What you should do
All of the entries must be reproduced exactly, with no images carried over.

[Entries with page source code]

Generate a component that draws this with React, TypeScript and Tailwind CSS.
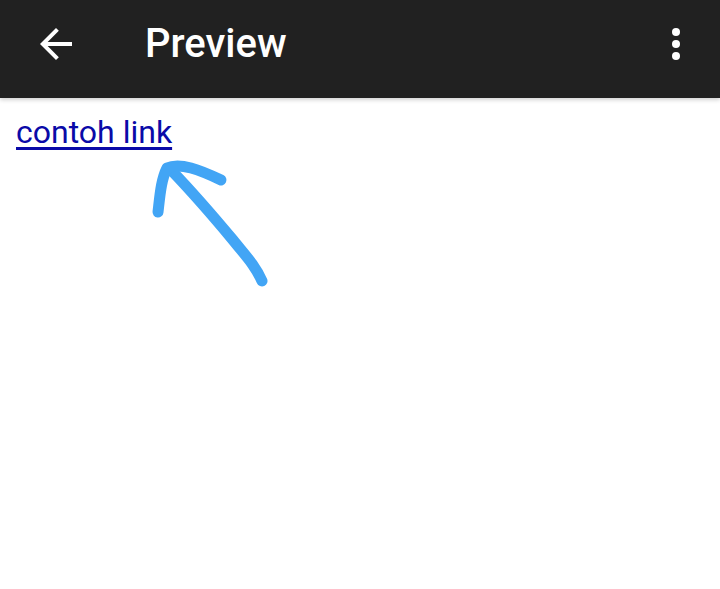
export default function App() {
  return (
    <div className="w-[720px] h-[589px] bg-white overflow-hidden font-['Roboto',sans-serif]">
      {/* top bar */}
      <div className="relative z-10 h-[98px] pb-[10px] bg-[#212121] flex items-center shadow-[0_2px_4px_rgba(0,0,0,0.18)]">
        <svg viewBox="0 0 24 24" className="w-12 h-12 ml-8 fill-white">
          <path d="M20 11H7.83l5.59-5.59L12 4l-8 8 8 8 1.41-1.41L7.83 13H20v-2z" />
        </svg>
        <span className="ml-[65px] text-white text-[40px] font-medium leading-none">Preview</span>
        <div className="ml-auto mr-[40px] flex flex-col gap-1 items-center">
          <span className="w-2 h-2 rounded-full bg-white" />
          <span className="w-2 h-2 rounded-full bg-white" />
          <span className="w-2 h-2 rounded-full bg-white" />
        </div>
      </div>

      {/* content */}
      <div className="relative px-4 pt-[14px]">
        <a href="#" className="text-[32px] leading-[40px] text-[#0a0aa8] underline underline-offset-[4px]">
          contoh link
        </a>
        <svg
          className="absolute left-0 top-0 pointer-events-none"
          width="720"
          height="491"
          viewBox="0 98 720 491"
        >
          <g fill="none" stroke="#42a5f5" strokeWidth="11" strokeLinecap="round" strokeLinejoin="round">
            <path d="M262 281 C255 265 245 255 233 240 C218 222 195 195 172 171" />
            <path d="M158 212 C160 195 161 180 167 168 C180 162 200 170 221 180" />
          </g>
        </svg>
      </div>
    </div>
  );
}
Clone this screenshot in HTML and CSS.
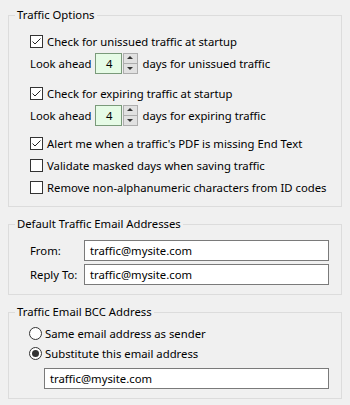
FILE: index.html
```html
<!DOCTYPE html>
<html>
<head>
<meta charset="utf-8">
<link rel="stylesheet" href="styles.css">
</head>
<body>
<div class="page">
  <fieldset class="group">
    <legend>Traffic Options</legend>
    <div class="inner g1">
      <label class="row cb-row"><span class="cb checked"><svg viewBox="0 0 13 13" width="13" height="13"><path d="M2.5 6.5 L5 9 L10.5 3.5" fill="none" stroke="#222" stroke-width="1"/></svg></span>Check for unissued traffic at startup</label>
      <div class="row look"><span>Look ahead</span><span class="spin"><span class="num">4</span><span class="arrows"><span class="up"></span><span class="down"></span></span></span><span>days for unissued traffic</span></div>
      <label class="row cb-row sep"><span class="cb checked"><svg viewBox="0 0 13 13" width="13" height="13"><path d="M2.5 6.5 L5 9 L10.5 3.5" fill="none" stroke="#222" stroke-width="1"/></svg></span>Check for expiring traffic at startup</label>
      <div class="row look"><span>Look ahead</span><span class="spin"><span class="num">4</span><span class="arrows"><span class="up"></span><span class="down"></span></span></span><span>days for expiring traffic</span></div>
      <label class="row cb-row sep2"><span class="cb checked"><svg viewBox="0 0 13 13" width="13" height="13"><path d="M2.5 6.5 L5 9 L10.5 3.5" fill="none" stroke="#222" stroke-width="1"/></svg></span>Alert me when a traffic's PDF is missing End Text</label>
      <label class="row cb-row"><span class="cb"></span>Validate masked days when saving traffic</label>
      <label class="row cb-row"><span class="cb"></span>Remove non-alphanumeric characters from ID codes</label>
    </div>
  </fieldset>

  <fieldset class="group gap">
    <legend>Default Traffic Email Addresses</legend>
    <div class="inner g2">
      <div class="row field"><span class="lbl">From:</span><span class="text">traffic@mysite.com</span></div>
      <div class="row field"><span class="lbl">Reply To:</span><span class="text">traffic@mysite.com</span></div>
    </div>
  </fieldset>

  <fieldset class="group gap">
    <legend>Traffic Email BCC Address</legend>
    <div class="inner g3">
      <label class="row rb-row"><span class="rb"></span>Same email address as sender</label>
      <label class="row rb-row"><span class="rb on"></span>Substitute this email address</label>
      <div class="row bcc"><span class="text">traffic@mysite.com</span></div>
    </div>
  </fieldset>
</div>
</body>
</html>
```
FILE: styles.css
```css
html, body {
  margin: 0;
  padding: 0;
  background: #f0f0f0;
}
body {
  font-family: "Noto Sans", "Liberation Sans", sans-serif;
  font-size: 11.3px;
  color: #000;
  width: 350px;
  height: 405px;
  overflow: hidden;
}
.page {
  padding: 7px 0 0 8px;
  display: flex;
  flex-direction: column;
}
.group {
  margin: 0;
  width: 334px;
  box-sizing: border-box;
  border: 1px solid #dcdcdc;
  padding: 0;
}
.group.gap { margin-top: 9px; }
.group legend {
  margin-left: 6px;
  padding: 0 2px;
  line-height: 16px;
  height: 16px;
}
.inner {
  display: flex;
  flex-direction: column;
}
.g1 { padding: 7px 0 8px 21px; }
.g2 { padding: 8px 0 9px 21px; }
.g3 { padding: 3px 0 9px 20px; }

.row {
  display: flex;
  align-items: center;
  white-space: nowrap;
}
.cb-row { height: 22px; }
.sep { margin-top: 8px; }
.sep2 { margin-top: 6px; }

.cb {
  width: 13px;
  height: 13px;
  box-sizing: border-box;
  border: 1px solid #333;
  background: #fff;
  margin-right: 4px;
  position: relative;
  flex: none;
}
.cb svg {
  position: absolute;
  left: -1px;
  top: -1px;
}

.look { height: 22px; }
.spin {
  display: flex;
  margin: 0 5px 0 3px;
}
.num {
  width: 27px;
  height: 21px;
  box-sizing: border-box;
  border: 1px solid #7a9a7a;
  background: #e6fbe6;
  text-align: right;
  padding-right: 8px;
  line-height: 19px;
}
.arrows {
  display: flex;
  flex-direction: column;
  width: 15px;
  margin-left: 1px;
  height: 21px;
}
.arrows span {
  flex: 1;
  background: #e1e1e1;
  border: 1px solid #adadad;
  position: relative;
}
.arrows .down { margin-top: -1px; }
.arrows .up::after, .arrows .down::after {
  content: "";
  position: absolute;
  left: 50%;
  top: 50%;
  margin-left: -3px;
  border-left: 3px solid transparent;
  border-right: 3px solid transparent;
}
.arrows .up::after {
  margin-top: -2px;
  border-bottom: 3px solid #333;
}
.arrows .down::after {
  margin-top: -1px;
  border-top: 3px solid #333;
}

.field { height: 21px; }
.field + .field { margin-top: 3px; }
.lbl { width: 54px; }
.text {
  height: 21px;
  box-sizing: border-box;
  border: 1px solid #7a7a7a;
  background: #fff;
  padding-left: 5px;
  line-height: 19px;
  flex: none;
}
.field .text { width: 245px; }

.rb-row { height: 20px; }
.rb {
  width: 13px;
  height: 13px;
  box-sizing: border-box;
  border: 1px solid #333;
  border-radius: 50%;
  background: #fff;
  margin-right: 3px;
  position: relative;
  flex: none;
}
.rb.on::after {
  content: "";
  position: absolute;
  left: 2px;
  top: 2px;
  width: 7px;
  height: 7px;
  border-radius: 50%;
  background: #333;
}
.bcc { margin-top: 5px; padding-left: 15px; }
.bcc .text { width: 285px; }
```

Final result
Generate a component that draws this with React, TypeScript and Tailwind CSS.
export default function App() {
  return (
    <div className="w-[720px] h-[589px] bg-white overflow-hidden font-['Roboto',sans-serif]">
      {/* top bar */}
      <div className="relative z-10 h-[98px] pb-[10px] bg-[#212121] flex items-center shadow-[0_2px_4px_rgba(0,0,0,0.18)]">
        <svg viewBox="0 0 24 24" className="w-12 h-12 ml-8 fill-white">
          <path d="M20 11H7.83l5.59-5.59L12 4l-8 8 8 8 1.41-1.41L7.83 13H20v-2z" />
        </svg>
        <span className="ml-[65px] text-white text-[40px] font-medium leading-none">Preview</span>
        <div className="ml-auto mr-[40px] flex flex-col gap-1 items-center">
          <span className="w-2 h-2 rounded-full bg-white" />
          <span className="w-2 h-2 rounded-full bg-white" />
          <span className="w-2 h-2 rounded-full bg-white" />
        </div>
      </div>

      {/* content */}
      <div className="relative px-4 pt-[14px]">
        <a href="#" className="text-[32px] leading-[40px] text-[#0a0aa8] underline underline-offset-[4px]">
          contoh link
        </a>
        <svg
          className="absolute left-0 top-0 pointer-events-none"
          width="720"
          height="491"
          viewBox="0 98 720 491"
        >
          <g fill="none" stroke="#42a5f5" strokeWidth="11" strokeLinecap="round" strokeLinejoin="round">
            <path d="M262 281 C255 265 245 255 233 240 C218 222 195 195 172 171" />
            <path d="M158 212 C160 195 161 180 167 168 C180 162 200 170 221 180" />
          </g>
        </svg>
      </div>
    </div>
  );
}
Clone this screenshot in HTML and CSS.
FILE: index.html
```html
<!DOCTYPE html>
<html>
<head>
<meta charset="utf-8">
<link rel="stylesheet" href="styles.css">
</head>
<body>
<div class="page">
  <fieldset class="group">
    <legend>Traffic Options</legend>
    <div class="inner g1">
      <label class="row cb-row"><span class="cb checked"><svg viewBox="0 0 13 13" width="13" height="13"><path d="M2.5 6.5 L5 9 L10.5 3.5" fill="none" stroke="#222" stroke-width="1"/></svg></span>Check for unissued traffic at startup</label>
      <div class="row look"><span>Look ahead</span><span class="spin"><span class="num">4</span><span class="arrows"><span class="up"></span><span class="down"></span></span></span><span>days for unissued traffic</span></div>
      <label class="row cb-row sep"><span class="cb checked"><svg viewBox="0 0 13 13" width="13" height="13"><path d="M2.5 6.5 L5 9 L10.5 3.5" fill="none" stroke="#222" stroke-width="1"/></svg></span>Check for expiring traffic at startup</label>
      <div class="row look"><span>Look ahead</span><span class="spin"><span class="num">4</span><span class="arrows"><span class="up"></span><span class="down"></span></span></span><span>days for expiring traffic</span></div>
      <label class="row cb-row sep2"><span class="cb checked"><svg viewBox="0 0 13 13" width="13" height="13"><path d="M2.5 6.5 L5 9 L10.5 3.5" fill="none" stroke="#222" stroke-width="1"/></svg></span>Alert me when a traffic's PDF is missing End Text</label>
      <label class="row cb-row"><span class="cb"></span>Validate masked days when saving traffic</label>
      <label class="row cb-row"><span class="cb"></span>Remove non-alphanumeric characters from ID codes</label>
    </div>
  </fieldset>

  <fieldset class="group gap">
    <legend>Default Traffic Email Addresses</legend>
    <div class="inner g2">
      <div class="row field"><span class="lbl">From:</span><span class="text">traffic@mysite.com</span></div>
      <div class="row field"><span class="lbl">Reply To:</span><span class="text">traffic@mysite.com</span></div>
    </div>
  </fieldset>

  <fieldset class="group gap">
    <legend>Traffic Email BCC Address</legend>
    <div class="inner g3">
      <label class="row rb-row"><span class="rb"></span>Same email address as sender</label>
      <label class="row rb-row"><span class="rb on"></span>Substitute this email address</label>
      <div class="row bcc"><span class="text">traffic@mysite.com</span></div>
    </div>
  </fieldset>
</div>
</body>
</html>
```
FILE: styles.css
```css
html, body {
  margin: 0;
  padding: 0;
  background: #f0f0f0;
}
body {
  font-family: "Noto Sans", "Liberation Sans", sans-serif;
  font-size: 11.3px;
  color: #000;
  width: 350px;
  height: 405px;
  overflow: hidden;
}
.page {
  padding: 7px 0 0 8px;
  display: flex;
  flex-direction: column;
}
.group {
  margin: 0;
  width: 334px;
  box-sizing: border-box;
  border: 1px solid #dcdcdc;
  padding: 0;
}
.group.gap { margin-top: 9px; }
.group legend {
  margin-left: 6px;
  padding: 0 2px;
  line-height: 16px;
  height: 16px;
}
.inner {
  display: flex;
  flex-direction: column;
}
.g1 { padding: 7px 0 8px 21px; }
.g2 { padding: 8px 0 9px 21px; }
.g3 { padding: 3px 0 9px 20px; }

.row {
  display: flex;
  align-items: center;
  white-space: nowrap;
}
.cb-row { height: 22px; }
.sep { margin-top: 8px; }
.sep2 { margin-top: 6px; }

.cb {
  width: 13px;
  height: 13px;
  box-sizing: border-box;
  border: 1px solid #333;
  background: #fff;
  margin-right: 4px;
  position: relative;
  flex: none;
}
.cb svg {
  position: absolute;
  left: -1px;
  top: -1px;
}

.look { height: 22px; }
.spin {
  display: flex;
  margin: 0 5px 0 3px;
}
.num {
  width: 27px;
  height: 21px;
  box-sizing: border-box;
  border: 1px solid #7a9a7a;
  background: #e6fbe6;
  text-align: right;
  padding-right: 8px;
  line-height: 19px;
}
.arrows {
  display: flex;
  flex-direction: column;
  width: 15px;
  margin-left: 1px;
  height: 21px;
}
.arrows span {
  flex: 1;
  background: #e1e1e1;
  border: 1px solid #adadad;
  position: relative;
}
.arrows .down { margin-top: -1px; }
.arrows .up::after, .arrows .down::after {
  content: "";
  position: absolute;
  left: 50%;
  top: 50%;
  margin-left: -3px;
  border-left: 3px solid transparent;
  border-right: 3px solid transparent;
}
.arrows .up::after {
  margin-top: -2px;
  border-bottom: 3px solid #333;
}
.arrows .down::after {
  margin-top: -1px;
  border-top: 3px solid #333;
}

.field { height: 21px; }
.field + .field { margin-top: 3px; }
.lbl { width: 54px; }
.text {
  height: 21px;
  box-sizing: border-box;
  border: 1px solid #7a7a7a;
  background: #fff;
  padding-left: 5px;
  line-height: 19px;
  flex: none;
}
.field .text { width: 245px; }

.rb-row { height: 20px; }
.rb {
  width: 13px;
  height: 13px;
  box-sizing: border-box;
  border: 1px solid #333;
  border-radius: 50%;
  background: #fff;
  margin-right: 3px;
  position: relative;
  flex: none;
}
.rb.on::after {
  content: "";
  position: absolute;
  left: 2px;
  top: 2px;
  width: 7px;
  height: 7px;
  border-radius: 50%;
  background: #333;
}
.bcc { margin-top: 5px; padding-left: 15px; }
.bcc .text { width: 285px; }
```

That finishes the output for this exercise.